04-20-2012 09:16 AM - edited 04-20-2012 09:18 AM
Is it possible to have shift-registers or feedback nodes use the initialisation value each time a loop or sub-vi is entered, rather than storing the value from the last execution?
This has been causing me a fair bit of hassel, and finding a suitable workaround each time is a bit of a pain and inefficient.
04-20-2012 09:21 AM
Wire the value to the input of the shift register with the value that you want to initialize with.
04-20-2012 11:39 AM
This works fine if the vi is a stand-alone, but if it's a sub-vi then each time that sub-vi re-executes, rather than using the value wired to the initialisation terminal it uses the last value from the previous execution. That's what I'm trying to avoid - I want it to reinitialise every time that loop is entered.
Similarly with feedback nodes, they're only initialised when the subvi is first run. I'd rather they were initialised every time it's run, when the sub-vi is first entered.
04-20-2012 11:47 AM
No I guess you are missing some thing. Can you post the Shift register code as a snippet.
04-23-2012 05:19 AM - edited 04-23-2012 05:20 AM
This is/was what I've been doing, though I've been playing around this morning and for some reason haven't encountered the same behaviour I was experiencing on Friday - I must've been doing something incorrectly.
A stripped down version of my loop situation is something like this:
I thought i was finding that my shift registers were all returning true and my feedback node the array the loop last exited on. This meant for every other execution it would immediately break, and i'd have to run it twice to have it actually run to completion.

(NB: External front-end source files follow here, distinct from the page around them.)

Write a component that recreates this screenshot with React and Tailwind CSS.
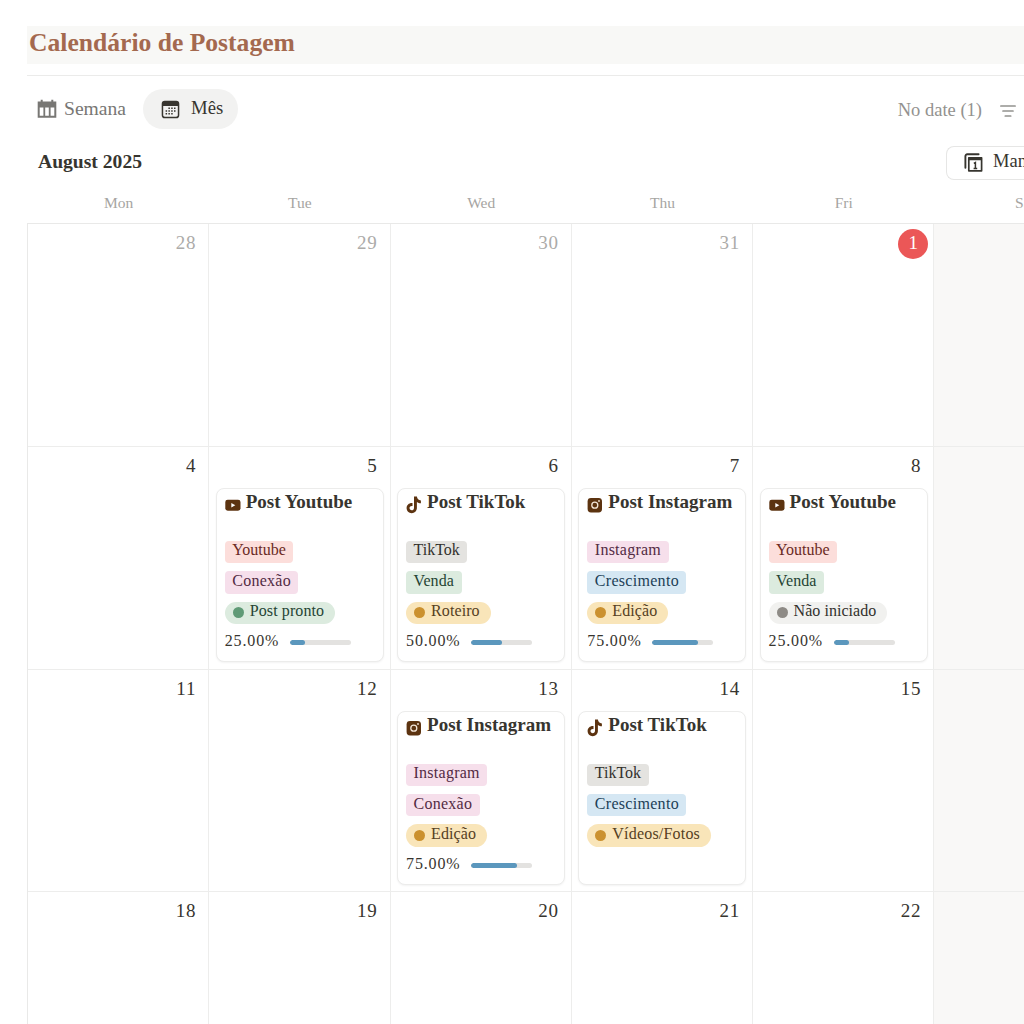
import React from 'react';
import clsx from 'clsx';

const weekDays = ['Mon', 'Tue', 'Wed', 'Thu', 'Fri', 'Sat'];

const tags = {
    Youtube: 'bg-[#fcdedb] text-[#6a2a24]',
    TikTok: 'bg-[#e4e3e0] text-[#32302c]',
    Instagram: 'bg-[#f6dfeb] text-[#532b43] tracking-[0.25px]',
    Conexão: 'bg-[#f6dfeb] text-[#532b43] tracking-[0.25px]',
    Venda: 'bg-[#dcebdf] text-[#254434] tracking-[0.1px]',
    Crescimento: 'bg-[#d5e7f3] text-[#213f57] tracking-[0.3px]',
};

const statuses = {
    'Post pronto': { pill: 'bg-[#dcebdf] text-[#254434] tracking-[0.1px]', dot: 'bg-[#5f9a76]' },
    Roteiro: { pill: 'bg-[#f9e5b9] text-[#55401f] tracking-[0.1px]', dot: 'bg-[#cb912f]' },
    Edição: { pill: 'bg-[#f9e5b9] text-[#55401f] tracking-[0.1px]', dot: 'bg-[#cb912f]' },
    'Vídeos/Fotos': { pill: 'bg-[#f9e5b9] text-[#55401f] tracking-[0.2px]', dot: 'bg-[#cb912f]' },
    'Não iniciado': { pill: 'bg-[#f1f1ef] text-[#32302c] tracking-[0.05px]', dot: 'bg-[#8e8b86]' },
};

const posts = {
    5: { network: 'Youtube', tags: ['Youtube', 'Conexão'], status: 'Post pronto', progress: 25 },
    6: { network: 'TikTok', tags: ['TikTok', 'Venda'], status: 'Roteiro', progress: 50 },
    7: { network: 'Instagram', tags: ['Instagram', 'Crescimento'], status: 'Edição', progress: 75 },
    8: { network: 'Youtube', tags: ['Youtube', 'Venda'], status: 'Não iniciado', progress: 25 },
    13: { network: 'Instagram', tags: ['Instagram', 'Conexão'], status: 'Edição', progress: 75 },
    14: { network: 'TikTok', tags: ['TikTok', 'Crescimento'], status: 'Vídeos/Fotos' },
};

// Monday to Friday, the first row starts in July
const weeks = [
    [28, 29, 30, 31, 1],
    [4, 5, 6, 7, 8],
    [11, 12, 13, 14, 15],
    [18, 19, 20, 21, 22],
];

const WeekIcon = () => (
    <svg width="20" height="20" viewBox="0 0 20 20" fill="currentColor">
        <path fillRule="evenodd" d="M.7 2.600h3V.8h2v1.800h8.600V.8h2v1.800h3v16.200H.7zM2.700 8.400v8.400h3.700V8.400zm5.500 0v8.400h3.600V8.400zm5.400 0v8.400h3.700V8.400z" />
    </svg>
);

const MonthIcon = () => (
    <svg width="19" height="19" viewBox="0 0 19 19" fill="currentColor">
        <path fillRule="evenodd" d="M3.800.7h11.400A3.100 3.100 0 0 1 18.300 3.800v11.400a3.100 3.100 0 0 1-3.100 3.100H3.800a3.100 3.100 0 0 1-3.100-3.100V3.800A3.100 3.100 0 0 1 3.800.7zM2.200 5.900v9.200c0 1 .7 1.700 1.700 1.700h11.200c1 0 1.700-.7 1.700-1.700V5.900z" />
        <path d="M7.400 7.400h1.500v1.500H7.400zM10.200 7.400h1.500v1.500h-1.500zM13 7.400h1.500v1.500H13zM4.600 10.200h1.500v1.500H4.600zM7.400 10.200h1.500v1.500H7.400zM10.200 10.200h1.500v1.500h-1.500zM13 10.200h1.500v1.500H13zM4.600 13h1.500v1.500H4.600zM7.400 13h1.500v1.500H7.400zM10.200 13h1.500v1.500h-1.500z" />
    </svg>
);

const FilterIcon = () => (
    <svg width="16" height="12" viewBox="0 0 16 12" stroke="currentColor" strokeWidth="1.7" strokeLinecap="round">
        <path d="M.9 1h14.200M3 6h10M5.300 11h5.400" />
    </svg>
);

const ManageIcon = () => (
    <svg width="19" height="19" viewBox="0 0 19 19" fill="none" stroke="currentColor">
        <path d="M1.400 14.800V3.200c0-1.200.7-1.900 1.900-1.900h11.300" strokeWidth="1.900" strokeLinecap="round" />
        <path d="M4.800 4.800h12.800v13H4.800z" strokeWidth="1.700" strokeLinejoin="round" />
        <path d="M4.700 5.800h13" strokeWidth="3" />
        <path d="M9.800 10.300l1.600-.8v6M9.600 15.500h3.600" strokeWidth="1.500" />
    </svg>
);

const NetworkIcon = ({ name }) => {
    if (name === 'Youtube') {
        return (
            <svg width="16" height="16" viewBox="0 0 16 16">
                <rect x=".3" y="2.700" width="15.200" height="11" rx="2.400" fill="#5c3310" />
                <path d="M6.300 5.900v4.600l4-2.300z" fill="#fff" />
            </svg>
        );
    }
    if (name === 'TikTok') {
        return (
            <svg width="16" height="18" viewBox="0 0 16 18" fill="#5c3310">
                <path d="M8 .5h2.900c.2 2.300 1.700 3.700 4 3.900v2.900c-1.500 0-2.900-.5-4-1.300v5.800c0 3.200-2.300 5.400-5.200 5.400S.6 15 .6 12.100c0-3.100 2.500-5.400 5.900-5.100v3c-1.700-.3-3 .6-3 2.100 0 1.300 1 2.200 2.200 2.200 1.400 0 2.300-.9 2.300-2.500z" />
            </svg>
        );
    }
    return (
        <svg width="16" height="16" viewBox="0 0 16 16">
            <rect x=".6" y="1" width="14.400" height="14.400" rx="3.400" fill="#5c3310" />
            <circle cx="7.800" cy="8.200" r="3" fill="none" stroke="#f3e6d8" strokeWidth="1.300" />
            <circle cx="12" cy="4" r=".9" fill="#f3e6d8" />
        </svg>
    );
};

const PostCard = ({ post }) => (
    <div className="ml-[6.500px] mt-[41px] h-[174px] w-[168px] rounded-lg border border-[#ececeb] bg-white pl-2 shadow-[0_1px_2px_rgba(0,0,0,0.05)]">
        <div className="flex h-[27px] items-center gap-[5px]">
            <span className="mt-[5px] flex w-4 shrink-0 justify-center">
                <NetworkIcon name={post.network} />
            </span>
            <span className="whitespace-nowrap text-[19px] font-bold text-[#37352f]">Post {post.network}</span>
        </div>

        <div className="mt-[25px] flex flex-col items-start gap-2">
            {post.tags.map((tag) => (
                <span key={tag} className={clsx('flex h-[22.400px] items-center rounded-[4px] px-[7.500px] pb-[3px] text-base leading-none', tags[tag])}>
                    {tag}
                </span>
            ))}
            <span className={clsx('flex h-[22.400px] items-center gap-[6px] rounded-full pl-2 pr-[11px] text-base leading-none', statuses[post.status].pill)}>
                <span className={clsx('size-[11px] rounded-full', statuses[post.status].dot)} />
                <span className="whitespace-nowrap pb-[3px]">{post.status}</span>
            </span>
        </div>

        {post.progress && (
            <div className="mt-[7px] flex items-center text-[#37352f]">
                <span className="w-[65px] text-base leading-5 tracking-[0.850px]">{post.progress.toFixed(2)}%</span>
                <div className="mt-[3px] h-[5px] w-[61px] overflow-hidden rounded-full bg-[#e3e2e0]">
                    <div className="h-full rounded-full bg-[#5b97bd]" style={{ width: `${post.progress}%` }} />
                </div>
            </div>
        )}
    </div>
);

const DayCell = ({ day, week }) => {
    const isToday = week === 0 && day === 1;
    const isOutside = week === 0 && day > 20;

    return (
        <div className="relative border-b border-r border-[#ededec]">
            {isToday ? (
                <span className="absolute right-[5px] top-[5px] flex size-[30px] items-center justify-center rounded-full bg-[#eb5757] pb-[2px] text-[19px] text-white">
                    {day}
                </span>
            ) : (
                <span className={clsx('absolute right-3 top-[7px] text-[19px] leading-6 tracking-[0.800px]', isOutside ? 'text-[#acaba9]' : 'text-[#37352f]')}>
                    {day}
                </span>
            )}
            {week > 0 && posts[day] && <PostCard post={posts[day]} />}
        </div>
    );
};

const App = () => {
    return (
        <div className="h-screen w-full overflow-hidden bg-white pl-[27px] pt-[26px] font-['Liberation_Serif',serif] text-[#37352f]">
            <h1 className="h-[38px] bg-[#f8f8f6] pl-[2px] text-[25.600px] font-bold leading-[34px] text-[#a4694f]">
                Calendário de Postagem
            </h1>
            <div className="mt-[11px] border-t border-[#ebebea]" />

            <div className="mt-[13px] flex h-10 items-center justify-between">
                <div className="flex items-center">
                    <div className="flex items-center gap-[7px] pl-[10px] text-[19.600px] text-[#787774]">
                        <WeekIcon />
                        <span className="pb-px">Semana</span>
                    </div>
                    <div className="ml-[17px] flex h-10 w-[95px] items-center gap-[11px] rounded-full bg-[#f2f2f1] pl-[18px] text-[18.700px]">
                        <MonthIcon />
                        <span className="pb-px">Mês</span>
                    </div>
                </div>
                <div className="flex items-center gap-[18px] pr-2 pt-[3px] text-[18.500px] text-[#93928f]">
                    <span>No date (1)</span>
                    <FilterIcon />
                </div>
            </div>

            <div className="mt-[17px] flex h-[34px] items-center justify-between">
                <h2 className="pb-[2px] pl-[11px] text-[19.600px] font-bold">August 2025</h2>
                <div className="flex h-[34px] w-[78px] items-center gap-[10px] overflow-hidden whitespace-nowrap rounded-l-lg border border-r-0 border-[#e6e6e5] pl-[17px]">
                    <span className="shrink-0 pb-px">
                        <ManageIcon />
                    </span>
                    <span className="pb-[2px] text-[18.500px]">Manage in Calendar</span>
                </div>
            </div>

            <div className="w-[1088.600px]">
                <div className="grid h-[43px] grid-cols-6 pl-px text-center text-[15.500px] leading-[46px] text-[#a6a5a2]">
                    {weekDays.map((name) => (
                        <span key={name}>{name}</span>
                    ))}
                </div>
                <div className="border-l border-t border-[#e9e9e8]">
                    {weeks.map((days, week) => (
                        <div key={week} className="grid h-[222.800px] grid-cols-6">
                            {days.map((day) => (
                                <DayCell key={day} day={day} week={week} />
                            ))}
                            <div className="border-b border-[#ededec] bg-[#f9f8f7]" />
                        </div>
                    ))}
                </div>
            </div>
        </div>
    );
};

export default App;
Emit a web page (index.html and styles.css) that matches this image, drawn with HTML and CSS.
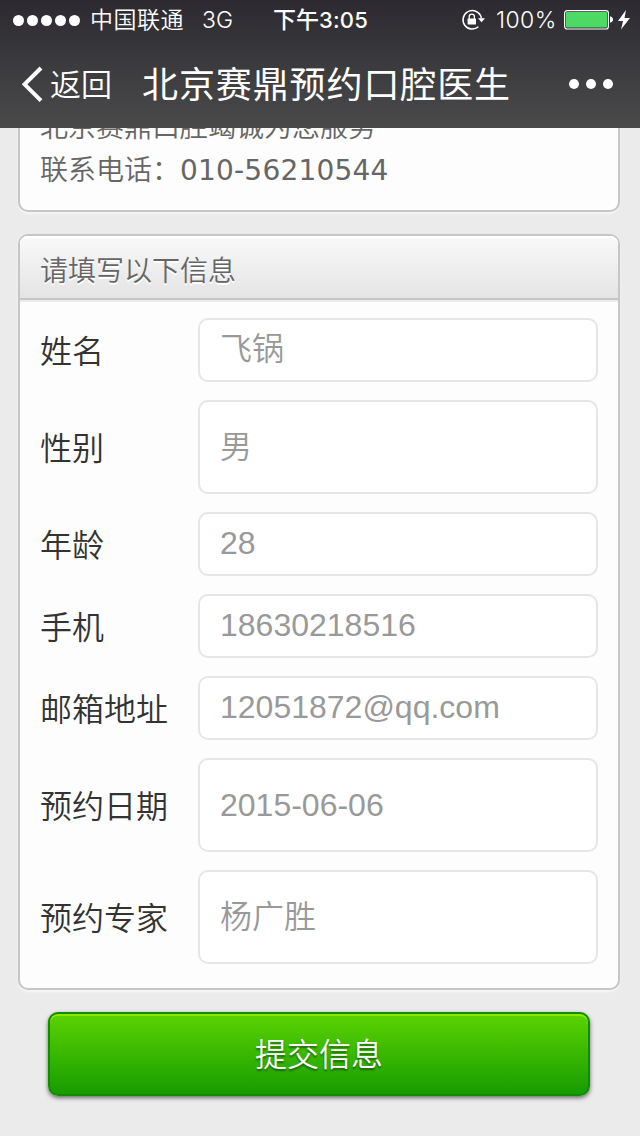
FILE: index.html
```html
<!DOCTYPE html>
<html lang="zh-CN">
<head>
  <meta charset="UTF-8" />
  <meta name="viewport" content="width=device-width, initial-scale=1.0"/>
  <title>北京赛鼎预约口腔医生</title>
  <link rel="stylesheet" href="styles.css">
</head>
<body>

  <!-- Top bar -->
  <header class="topbar">
    <div class="status">
      <div class="signal"><i></i><i></i><i></i><i></i><i></i></div>
      <span class="carrier">中国联通</span>
      <span class="network">3G</span>
      <span class="time">下午<b>3:05</b></span>
      <svg class="lock" width="24" height="22" viewBox="0 0 24 22">
        <path d="M19.3 6A9.3 9.3 0 1 0 17.4 17.8M19.3 6Q20.2 7.6 20.4 9.5" fill="none" stroke="#fff" stroke-width="1.5"/>
        <path d="M17 9.3h7l-3.5 4z" fill="#fff"/>
        <rect x="6.6" y="9.6" width="8.4" height="6" rx=".6" fill="#fff"/>
        <path d="M8.2 10V7.8a2.6 2.6 0 0 1 5.2 0V10" fill="none" stroke="#fff" stroke-width="1.3"/>
      </svg>
      <span class="percent">100%</span>
      <svg class="battery" width="50" height="20" viewBox="0 0 50 20">
        <rect x=".6" y=".6" width="43.8" height="18.4" rx="2.5" fill="none" stroke="#fff" stroke-width="1.2"/>
        <rect x="2" y="2" width="41" height="15.6" rx="1" fill="#4cd964"/>
        <path d="M46 6.3q3 .7 3 3.2t-3 3.2z" fill="#fff"/>
      </svg>
      <svg class="bolt" width="12" height="20" viewBox="0 0 12 20">
        <path d="M8 0 0 11h5L3 19.5 12 8H6.5z" fill="#fff"/>
      </svg>
    </div>
    <div class="nav">
      <svg class="back-arrow" width="22" height="36" viewBox="0 0 22 36">
        <path d="M19 2 2.6 18.3 19 34.6" fill="none" stroke="#fff" stroke-width="4"/>
      </svg>
      <span class="back">返回</span>
      <h1 class="title">北京赛鼎预约口腔医生</h1>
      <div class="more"><i></i><i></i><i></i></div>
    </div>
  </header>

  <main class="content">
    <section class="panel intro">
      <p>北京赛鼎口腔竭诚为您服务</p>
      <p>联系电话：<span class="tel">010-56210544</span></p>
    </section>

    <section class="panel">
      <h2 class="panel-head">请填写以下信息</h2>
      <div class="form">
        <div class="row"><span class="label">姓名</span><div class="field">飞锅</div></div>
        <div class="row"><span class="label">性别</span><div class="field tall">男</div></div>
        <div class="row"><span class="label">年龄</span><div class="field">28</div></div>
        <div class="row"><span class="label">手机</span><div class="field">18630218516</div></div>
        <div class="row"><span class="label">邮箱地址</span><div class="field">12051872@qq.com</div></div>
        <div class="row"><span class="label">预约日期</span><div class="field tall">2015-06-06</div></div>
        <div class="row"><span class="label">预约专家</span><div class="field tall">杨广胜</div></div>
      </div>
    </section>

    <button class="submit">提交信息</button>
  </main>

</body>
</html>
```
FILE: styles.css
```css
/* Reset */
* { margin: 0; padding: 0; box-sizing: border-box; }

body {
  font-family: "Liberation Sans", "Noto Sans CJK SC", sans-serif;
  font-weight: 350;
  background: #ebebeb;
  height: 1136px;
  display: flex;
  flex-direction: column;
  overflow: hidden;
}

/* Top bar */
.topbar {
  flex: none;
  height: 128px;
  color: #fff;
  background: linear-gradient(#2c2a30, #4a4a4b);
}
.status {
  display: flex;
  align-items: center;
  height: 40px;
  padding-left: 13px;
  font-size: 24px;
  line-height: 40px;
  white-space: nowrap;
}
.signal { display: flex; gap: 3px; width: 77px; flex: none; }
.signal i { width: 11px; height: 11px; border-radius: 50%; background: #fff; }
.carrier { width: 112px; font-size: 23px; line-height: 42px; letter-spacing: 0.5px; }
.network { width: 71px; font-family: Inter, sans-serif; font-size: 23px; font-weight: 300; line-height: 42px; }
.time { width: 188px; font-size: 23px; font-weight: 500; line-height: 42px; }
.time b { font-family: Inter, sans-serif; font-size: 22px; font-weight: 500; letter-spacing: 0.2px; }
.lock { width: 24px; margin-right: 11px; flex: none; }
.percent { width: 68px; font-family: Inter, sans-serif; font-size: 23px; font-weight: 300; line-height: 42px; letter-spacing: 0.4px; }
.battery { width: 50px; margin-right: 4px; flex: none; }
.bolt { flex: none; }

.nav {
  display: flex;
  align-items: center;
  height: 88px;
  padding-left: 22px;
  white-space: nowrap;
}
.back-arrow { flex: none; }
.back { width: 98px; padding: 0 0 3px 6px; font-size: 31px; }
.title { width: 427px; padding-bottom: 5px; font-size: 36px; font-weight: 400; letter-spacing: 0.9px; }
.more { display: flex; gap: 7px; }
.more i { width: 10px; height: 10px; border-radius: 50%; background: #fff; }

/* Scrolled page content */
.content {
  flex: 1;
  min-height: 0;
  padding: 0 20px 0 18px;
  overflow: hidden;
}
.panel {
  border: 2px solid #c6c6c6;
  border-radius: 10px;
  background: #fdfdfd;
  box-shadow: 0 2px 2px #f6f6f6;
}
.intro {
  height: 144px;
  margin: -60px 0 22px;
  padding: 36px 20px 0;
  font-size: 28px;
  line-height: 43px;
  color: #666;
}
.tel { font-family: "DejaVu Sans", sans-serif; font-weight: 400; letter-spacing: 0.2px; }

.panel-head {
  height: 64px;
  padding-left: 20px;
  font-size: 28px;
  font-weight: 350;
  line-height: 71px;
  color: #666;
  text-shadow: 0 2px 0 #fff;
  border-bottom: 2px solid #c6c6c6;
  border-radius: 8px 8px 0 0;
  background: linear-gradient(#f9f9f9, #e4e4e4);
  box-shadow: inset 0 2px 0 #fff, 0 2px 0 #ececec;
}

.form {
  display: flex;
  flex-direction: column;
  gap: 18px;
  padding: 18px 20px 24px;
}
.row { display: flex; align-items: center; }
.label { width: 158px; padding-top: 4px; font-size: 32px; line-height: 60px; color: #333; }
.field {
  width: 400px;
  height: 64px;
  padding-left: 20px;
  border: 2px solid #e6e6e6;
  border-radius: 10px;
  background: #fff;
  font-size: 32px;
  line-height: 58px;
  color: #999;
}
.field.tall { height: 94px; line-height: 90px; }

.submit {
  display: block;
  width: 542px;
  height: 84px;
  margin: 22px 0 0 30px;
  padding-top: 2px;
  border: 2px solid #108c00;
  border-radius: 10px;
  background: linear-gradient(#5bd300, #179c00);
  box-shadow: inset 0 2px 0 #8fe800, 0 2px 4px rgba(0,0,0,0.55);
  font: 350 32px/78px "Liberation Sans", "Noto Sans CJK SC", sans-serif;
  color: #fff;
  text-shadow: 0 2px 2px rgba(0,0,0,0.45);
}
```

This morning my feedback node isn't getting reinitialised, but the shift registers are, so it's working...If it starts playing up again I'll post back, but presumably this must just have been a friday afternoon brain fart. 😕
Thanks anyway P Anand!
04-23-2012 09:19 AM
If it happens with the feedback node, check the globally initialize item in context menu: it can initialize "on first call" or "on compile/load". Or move the initialization terminal to the loop border (move the terminal one loop out): if it is unwired, it is uninitialized.